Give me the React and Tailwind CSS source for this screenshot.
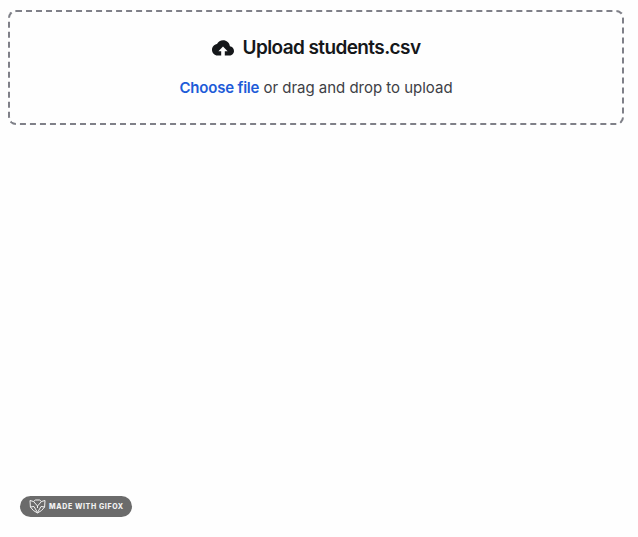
import React from "react";

function CloudUp() {
  return (
    <svg width="22" height="16" viewBox="0 0 22 16" className="block" aria-hidden="true">
      <path fill="#15171a" d="M17.9 6.300C17.500 2.800 14.600.3 11.100.3 8.400.3 6.100 1.700 5 4 2.200 4.400 0 6.800 0 9.800c0 3.200 2.500 5.800 5.600 5.800h3.600v-4.300H6.400L11 6.500l4.600 4.800h-2.800v4.300h4.500c2.600 0 4.700-2.200 4.700-4.700 0-2.400-1.800-4.300-4.100-4.600z" />
    </svg>
  );
}

function FoxMark() {
  return (
    <svg width="17" height="15" viewBox="0 0 17 15" className="block" aria-hidden="true" fill="none" stroke="#f2f2f2" strokeWidth="1" strokeLinejoin="round">
      <path d="M1 1.500l3.500 1L6.500 1h4l2 1.500 3.500-1-.4 6.500-3 3.500-4.100 2.500-4.100-2.500-3-3.500z" />
      <path d="M4.500 2.500L8.500 7l4-4.500M1.400 8l3.600-.5 3.500 6 3.500-6 3.600.5M8.500 7v2" />
    </svg>
  );
}

export default function App() {
  return (
    <div className="relative h-[537px] w-[638px] overflow-hidden bg-[#fefefe] pt-[10px] pl-2 font-['Inter','Liberation_Sans',sans-serif]">
      <div className="flex h-[115px] w-[616px] flex-col items-center rounded-lg border-2 border-dashed border-[#7f8088] pt-[24px]">
        <div className="flex items-center gap-[9px]">
          <CloudUp />
          <h1 className="text-[19px] leading-6 font-semibold tracking-[-0.6px] text-[#15171a]">Upload students.csv</h1>
        </div>
        <p className="mt-[16px] text-[15px] leading-6 tracking-[-0.02px] text-[#3d4045]">
          <span className="font-semibold tracking-[-0.2px] text-[#1d5bd8]">Choose file</span> or drag and drop to upload
        </p>
      </div>
      <div className="absolute top-[496px] left-[20px] flex h-[21px] w-[112px] items-center gap-[3px] rounded-full bg-[#6b6b6b] pl-[9px]">
        <FoxMark />
        <span className="text-[7px] leading-none font-extrabold tracking-[0.62px] whitespace-nowrap text-[#f2f2f2]">MADE WITH GIFOX</span>
      </div>
    </div>
  );
}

WHAT IS EXPECTED: Write out the listing above again, exactly, but with no pictures in the copy.

RIGHT ANSWER:
Give me the React and Tailwind CSS source for this screenshot.
import React from "react";

function CloudUp() {
  return (
    <svg width="22" height="16" viewBox="0 0 22 16" className="block" aria-hidden="true">
      <path fill="#15171a" d="M17.9 6.300C17.500 2.800 14.600.3 11.100.3 8.400.3 6.100 1.700 5 4 2.200 4.400 0 6.800 0 9.800c0 3.200 2.500 5.800 5.600 5.800h3.600v-4.300H6.400L11 6.500l4.600 4.800h-2.800v4.300h4.500c2.600 0 4.700-2.200 4.700-4.700 0-2.400-1.800-4.300-4.100-4.600z" />
    </svg>
  );
}

function FoxMark() {
  return (
    <svg width="17" height="15" viewBox="0 0 17 15" className="block" aria-hidden="true" fill="none" stroke="#f2f2f2" strokeWidth="1" strokeLinejoin="round">
      <path d="M1 1.500l3.500 1L6.500 1h4l2 1.500 3.500-1-.4 6.500-3 3.500-4.100 2.500-4.100-2.500-3-3.500z" />
      <path d="M4.500 2.500L8.500 7l4-4.500M1.400 8l3.600-.5 3.500 6 3.500-6 3.600.5M8.500 7v2" />
    </svg>
  );
}

export default function App() {
  return (
    <div className="relative h-[537px] w-[638px] overflow-hidden bg-[#fefefe] pt-[10px] pl-2 font-['Inter','Liberation_Sans',sans-serif]">
      <div className="flex h-[115px] w-[616px] flex-col items-center rounded-lg border-2 border-dashed border-[#7f8088] pt-[24px]">
        <div className="flex items-center gap-[9px]">
          <CloudUp />
          <h1 className="text-[19px] leading-6 font-semibold tracking-[-0.6px] text-[#15171a]">Upload students.csv</h1>
        </div>
        <p className="mt-[16px] text-[15px] leading-6 tracking-[-0.02px] text-[#3d4045]">
          <span className="font-semibold tracking-[-0.2px] text-[#1d5bd8]">Choose file</span> or drag and drop to upload
        </p>
      </div>
      <div className="absolute top-[496px] left-[20px] flex h-[21px] w-[112px] items-center gap-[3px] rounded-full bg-[#6b6b6b] pl-[9px]">
        <FoxMark />
        <span className="text-[7px] leading-none font-extrabold tracking-[0.62px] whitespace-nowrap text-[#f2f2f2]">MADE WITH GIFOX</span>
      </div>
    </div>
  );
}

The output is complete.